Stored items from a collection:
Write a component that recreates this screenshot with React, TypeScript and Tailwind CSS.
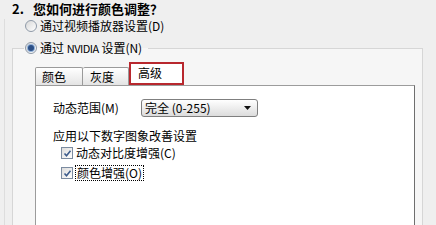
import React from "react";

function Radio({ checked }: { checked?: boolean }) {
  return (
    <span className="relative flex h-[12px] w-[12px] shrink-0 items-center justify-center rounded-full border border-[#8f9aa8] bg-gradient-to-br from-[#d8d8d8] to-white">
      {checked && <span className="h-[6px] w-[6px] rounded-full bg-[#2c4f86] shadow-[0_0_0_1px_#8fb0d8]" />}
    </span>
  );
}

function Check() {
  return (
    <span className="flex h-[12px] w-[12px] shrink-0 items-center justify-center border border-[#7b8ba0] bg-gradient-to-br from-[#dcdcdc] to-white">
      <svg width="9" height="9" viewBox="0 0 9 9">
        <path d="M1.5 4.5 L3.5 6.8 L7.5 1.8" fill="none" stroke="#3d5c8c" strokeWidth="1.6" />
      </svg>
    </span>
  );
}

export default function App() {
  return (
    <div className="h-[225px] w-[436px] overflow-hidden bg-[#efefef] text-[12px] leading-[14px] text-black font-['Noto_Sans_CJK_SC','Liberation_Sans',sans-serif]">
      <div className="flex h-[18px] items-center pl-[12px] text-[13px] font-bold">
        <span className="w-[21px]">2.</span>
        <span>您如何进行颜色调整？</span>
      </div>

      <div className="ml-[4px] h-[207px] border-l border-[#dddddd]">
        <div className="ml-[20px] mt-[1px] flex h-[14px] items-center gap-[3px]">
          <Radio />
          <span>通过视频播放器设置(D)</span>
        </div>

        <fieldset className="ml-[7px] mt-[8px] h-[220px] w-[411px] border border-[#d6d6d6] bg-[#f6f6f6]">
          <legend className="ml-[11px] px-[1px] pr-[6px]">
            <span className="flex h-[14px] items-center gap-[3px]">
              <Radio checked />
              <span>
                通过 <span className="text-[11px] tracking-[-0.5px]">NVIDIA</span> 设置(N)
              </span>
            </span>
          </legend>

          <div className="ml-[22px] mt-[7px] flex h-[23px] items-end">
            <div className="flex h-[18px] w-[48px] items-center rounded-t-[2px] border border-b-0 border-[#9a9a9a] bg-gradient-to-b from-white to-[#e4e4e4] pl-[6px]">
              颜色
            </div>
            <div className="flex h-[18px] w-[46px] items-center rounded-t-[2px] border border-b-0 border-l-0 border-[#9a9a9a] bg-gradient-to-b from-white to-[#e4e4e4] pl-[7px]">
              灰度
            </div>
            <div className="relative z-10 flex h-[23px] w-[55px] items-center border-2 border-[#b8282e] bg-white pl-[7px] pb-[2px]">
              高级
            </div>
          </div>

          <div className="ml-[22px] h-[160px] w-[380px] border border-[#9c9c9c] border-r-[#6f6f6f] bg-white pl-[17px] pt-[13px]">
            <div className="flex h-[18px] items-center">
              <span className="w-[88px]">动态范围(M)</span>
              <div className="flex h-[18px] w-[117px] items-center justify-between rounded-[3px] border border-[#7f7f7f] bg-gradient-to-b from-white to-[#dcdcdc] pl-[3px] pr-[6px]">
                <span>完全 (0-255)</span>
                <svg width="7" height="4" viewBox="0 0 7 4">
                  <path d="M0 0 H7 L3.5 4 Z" fill="#111" />
                </svg>
              </div>
            </div>

            <div className="mt-[12px] h-[14px]">应用以下数字图象改善设置</div>

            <div className="ml-[8px] flex h-[20px] items-center gap-[3px]">
              <Check />
              <span>动态对比度增强(C)</span>
            </div>
            <div className="ml-[8px] flex h-[20px] items-center gap-[2px]">
              <Check />
              <span className="border border-dotted border-black px-[1px]">颜色增强(O)</span>
            </div>
          </div>
        </fieldset>
      </div>
    </div>
  );
}
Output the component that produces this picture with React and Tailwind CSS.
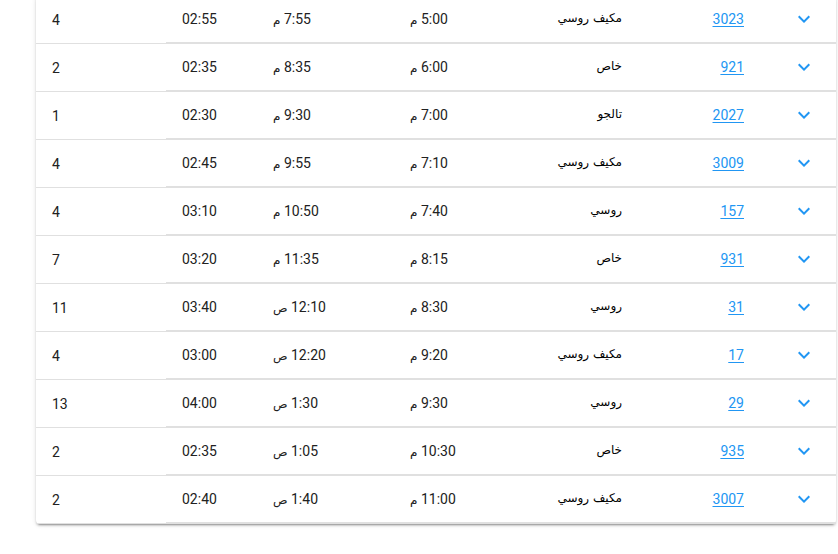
const trips = [
  { stops: '4', duration: '02:55', arrive: ['7:55', 'م'], depart: ['5:00', 'م'], type: 'مكيف روسي', train: '3023' },
  { stops: '2', duration: '02:35', arrive: ['8:35', 'م'], depart: ['6:00', 'م'], type: 'خاص', train: '921' },
  { stops: '1', duration: '02:30', arrive: ['9:30', 'م'], depart: ['7:00', 'م'], type: 'تالجو', train: '2027' },
  { stops: '4', duration: '02:45', arrive: ['9:55', 'م'], depart: ['7:10', 'م'], type: 'مكيف روسي', train: '3009' },
  { stops: '4', duration: '03:10', arrive: ['10:50', 'م'], depart: ['7:40', 'م'], type: 'روسي', train: '157' },
  { stops: '7', duration: '03:20', arrive: ['11:35', 'م'], depart: ['8:15', 'م'], type: 'خاص', train: '931' },
  { stops: '11', duration: '03:40', arrive: ['12:10', 'ص'], depart: ['8:30', 'م'], type: 'روسي', train: '31' },
  { stops: '4', duration: '03:00', arrive: ['12:20', 'ص'], depart: ['9:20', 'م'], type: 'مكيف روسي', train: '17' },
  { stops: '13', duration: '04:00', arrive: ['1:30', 'ص'], depart: ['9:30', 'م'], type: 'روسي', train: '29' },
  { stops: '2', duration: '02:35', arrive: ['1:05', 'ص'], depart: ['10:30', 'م'], type: 'خاص', train: '935' },
  { stops: '2', duration: '02:40', arrive: ['1:40', 'ص'], depart: ['11:00', 'م'], type: 'مكيف روسي', train: '3007' },
];

function ChevronDown() {
  return (
    <svg className="w-6 h-6 text-[#2196f3]" viewBox="0 0 24 24" fill="currentColor">
      <path d="M7.41,8.58L12,13.17L16.59,8.58L18,10L12,16L6,10L7.41,8.58Z" />
    </svg>
  );
}

function Time({ value }) {
  return (
    <span dir="rtl">
      {value[0]} <span className="text-[12px] font-['DejaVu_Sans',sans-serif]">{value[1]}</span>
    </span>
  );
}

export default function App() {
  return (
    <div className="w-[838px] h-[554px] overflow-hidden bg-white font-['Roboto',sans-serif] text-sm text-[#212121]">
      <div className="ml-[36px] -mt-[4px] w-[800px] bg-white rounded-[4px] shadow-[0_3px_1px_-2px_rgba(0,0,0,0.2),0_2px_2px_0_rgba(0,0,0,0.14),0_1px_5px_0_rgba(0,0,0,0.12)]">
        {trips.map((t, i) => (
          <div
            key={i}
            className="grid grid-cols-[130px_91px_137px_126px_118px_122px_1fr] h-[48px] items-stretch"
          >
            {/* stops */}
            <div className="flex items-center pl-4 border-b border-[#e0e0e0]">{t.stops}</div>
            {/* duration */}
            <div className="flex items-center pl-4 border-b-2 border-[#e0e0e0]">{t.duration}</div>
            {/* arrival */}
            <div className="flex items-center pl-4 border-b-2 border-[#e0e0e0]">
              <Time value={t.arrive} />
            </div>
            {/* departure */}
            <div className="flex items-center pl-4 border-b-2 border-[#e0e0e0]">
              <Time value={t.depart} />
            </div>
            {/* type */}
            <div dir="rtl" className="flex items-center pr-4 border-b-2 border-[#e0e0e0] text-black text-[12px] font-['DejaVu_Sans',sans-serif]">
              {t.type}
            </div>
            {/* train number */}
            <div className="flex items-center justify-end pr-4 border-b-2 border-[#e0e0e0]">
              <a href="#" className="text-[#2196f3] underline underline-offset-2">{t.train}</a>
            </div>
            {/* expand */}
            <div className="flex items-center pl-[32px] border-b-2 border-[#e0e0e0]">
              <ChevronDown />
            </div>
          </div>
        ))}
      </div>
    </div>
  );
}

What you are asked to do: Return each line from the material above exactly, but not the pictures.

Result of the exercise:
Write a component that recreates this screenshot with React, TypeScript and Tailwind CSS.
import React from "react";

function Radio({ checked }: { checked?: boolean }) {
  return (
    <span className="relative flex h-[12px] w-[12px] shrink-0 items-center justify-center rounded-full border border-[#8f9aa8] bg-gradient-to-br from-[#d8d8d8] to-white">
      {checked && <span className="h-[6px] w-[6px] rounded-full bg-[#2c4f86] shadow-[0_0_0_1px_#8fb0d8]" />}
    </span>
  );
}

function Check() {
  return (
    <span className="flex h-[12px] w-[12px] shrink-0 items-center justify-center border border-[#7b8ba0] bg-gradient-to-br from-[#dcdcdc] to-white">
      <svg width="9" height="9" viewBox="0 0 9 9">
        <path d="M1.5 4.5 L3.5 6.8 L7.5 1.8" fill="none" stroke="#3d5c8c" strokeWidth="1.6" />
      </svg>
    </span>
  );
}

export default function App() {
  return (
    <div className="h-[225px] w-[436px] overflow-hidden bg-[#efefef] text-[12px] leading-[14px] text-black font-['Noto_Sans_CJK_SC','Liberation_Sans',sans-serif]">
      <div className="flex h-[18px] items-center pl-[12px] text-[13px] font-bold">
        <span className="w-[21px]">2.</span>
        <span>您如何进行颜色调整？</span>
      </div>

      <div className="ml-[4px] h-[207px] border-l border-[#dddddd]">
        <div className="ml-[20px] mt-[1px] flex h-[14px] items-center gap-[3px]">
          <Radio />
          <span>通过视频播放器设置(D)</span>
        </div>

        <fieldset className="ml-[7px] mt-[8px] h-[220px] w-[411px] border border-[#d6d6d6] bg-[#f6f6f6]">
          <legend className="ml-[11px] px-[1px] pr-[6px]">
            <span className="flex h-[14px] items-center gap-[3px]">
              <Radio checked />
              <span>
                通过 <span className="text-[11px] tracking-[-0.5px]">NVIDIA</span> 设置(N)
              </span>
            </span>
          </legend>

          <div className="ml-[22px] mt-[7px] flex h-[23px] items-end">
            <div className="flex h-[18px] w-[48px] items-center rounded-t-[2px] border border-b-0 border-[#9a9a9a] bg-gradient-to-b from-white to-[#e4e4e4] pl-[6px]">
              颜色
            </div>
            <div className="flex h-[18px] w-[46px] items-center rounded-t-[2px] border border-b-0 border-l-0 border-[#9a9a9a] bg-gradient-to-b from-white to-[#e4e4e4] pl-[7px]">
              灰度
            </div>
            <div className="relative z-10 flex h-[23px] w-[55px] items-center border-2 border-[#b8282e] bg-white pl-[7px] pb-[2px]">
              高级
            </div>
          </div>

          <div className="ml-[22px] h-[160px] w-[380px] border border-[#9c9c9c] border-r-[#6f6f6f] bg-white pl-[17px] pt-[13px]">
            <div className="flex h-[18px] items-center">
              <span className="w-[88px]">动态范围(M)</span>
              <div className="flex h-[18px] w-[117px] items-center justify-between rounded-[3px] border border-[#7f7f7f] bg-gradient-to-b from-white to-[#dcdcdc] pl-[3px] pr-[6px]">
                <span>完全 (0-255)</span>
                <svg width="7" height="4" viewBox="0 0 7 4">
                  <path d="M0 0 H7 L3.5 4 Z" fill="#111" />
                </svg>
              </div>
            </div>

            <div className="mt-[12px] h-[14px]">应用以下数字图象改善设置</div>

            <div className="ml-[8px] flex h-[20px] items-center gap-[3px]">
              <Check />
              <span>动态对比度增强(C)</span>
            </div>
            <div className="ml-[8px] flex h-[20px] items-center gap-[2px]">
              <Check />
              <span className="border border-dotted border-black px-[1px]">颜色增强(O)</span>
            </div>
          </div>
        </fieldset>
      </div>
    </div>
  );
}
Output the component that produces this picture with React and Tailwind CSS.
const trips = [
  { stops: '4', duration: '02:55', arrive: ['7:55', 'م'], depart: ['5:00', 'م'], type: 'مكيف روسي', train: '3023' },
  { stops: '2', duration: '02:35', arrive: ['8:35', 'م'], depart: ['6:00', 'م'], type: 'خاص', train: '921' },
  { stops: '1', duration: '02:30', arrive: ['9:30', 'م'], depart: ['7:00', 'م'], type: 'تالجو', train: '2027' },
  { stops: '4', duration: '02:45', arrive: ['9:55', 'م'], depart: ['7:10', 'م'], type: 'مكيف روسي', train: '3009' },
  { stops: '4', duration: '03:10', arrive: ['10:50', 'م'], depart: ['7:40', 'م'], type: 'روسي', train: '157' },
  { stops: '7', duration: '03:20', arrive: ['11:35', 'م'], depart: ['8:15', 'م'], type: 'خاص', train: '931' },
  { stops: '11', duration: '03:40', arrive: ['12:10', 'ص'], depart: ['8:30', 'م'], type: 'روسي', train: '31' },
  { stops: '4', duration: '03:00', arrive: ['12:20', 'ص'], depart: ['9:20', 'م'], type: 'مكيف روسي', train: '17' },
  { stops: '13', duration: '04:00', arrive: ['1:30', 'ص'], depart: ['9:30', 'م'], type: 'روسي', train: '29' },
  { stops: '2', duration: '02:35', arrive: ['1:05', 'ص'], depart: ['10:30', 'م'], type: 'خاص', train: '935' },
  { stops: '2', duration: '02:40', arrive: ['1:40', 'ص'], depart: ['11:00', 'م'], type: 'مكيف روسي', train: '3007' },
];

function ChevronDown() {
  return (
    <svg className="w-6 h-6 text-[#2196f3]" viewBox="0 0 24 24" fill="currentColor">
      <path d="M7.41,8.58L12,13.17L16.59,8.58L18,10L12,16L6,10L7.41,8.58Z" />
    </svg>
  );
}

function Time({ value }) {
  return (
    <span dir="rtl">
      {value[0]} <span className="text-[12px] font-['DejaVu_Sans',sans-serif]">{value[1]}</span>
    </span>
  );
}

export default function App() {
  return (
    <div className="w-[838px] h-[554px] overflow-hidden bg-white font-['Roboto',sans-serif] text-sm text-[#212121]">
      <div className="ml-[36px] -mt-[4px] w-[800px] bg-white rounded-[4px] shadow-[0_3px_1px_-2px_rgba(0,0,0,0.2),0_2px_2px_0_rgba(0,0,0,0.14),0_1px_5px_0_rgba(0,0,0,0.12)]">
        {trips.map((t, i) => (
          <div
            key={i}
            className="grid grid-cols-[130px_91px_137px_126px_118px_122px_1fr] h-[48px] items-stretch"
          >
            {/* stops */}
            <div className="flex items-center pl-4 border-b border-[#e0e0e0]">{t.stops}</div>
            {/* duration */}
            <div className="flex items-center pl-4 border-b-2 border-[#e0e0e0]">{t.duration}</div>
            {/* arrival */}
            <div className="flex items-center pl-4 border-b-2 border-[#e0e0e0]">
              <Time value={t.arrive} />
            </div>
            {/* departure */}
            <div className="flex items-center pl-4 border-b-2 border-[#e0e0e0]">
              <Time value={t.depart} />
            </div>
            {/* type */}
            <div dir="rtl" className="flex items-center pr-4 border-b-2 border-[#e0e0e0] text-black text-[12px] font-['DejaVu_Sans',sans-serif]">
              {t.type}
            </div>
            {/* train number */}
            <div className="flex items-center justify-end pr-4 border-b-2 border-[#e0e0e0]">
              <a href="#" className="text-[#2196f3] underline underline-offset-2">{t.train}</a>
            </div>
            {/* expand */}
            <div className="flex items-center pl-[32px] border-b-2 border-[#e0e0e0]">
              <ChevronDown />
            </div>
          </div>
        ))}
      </div>
    </div>
  );
}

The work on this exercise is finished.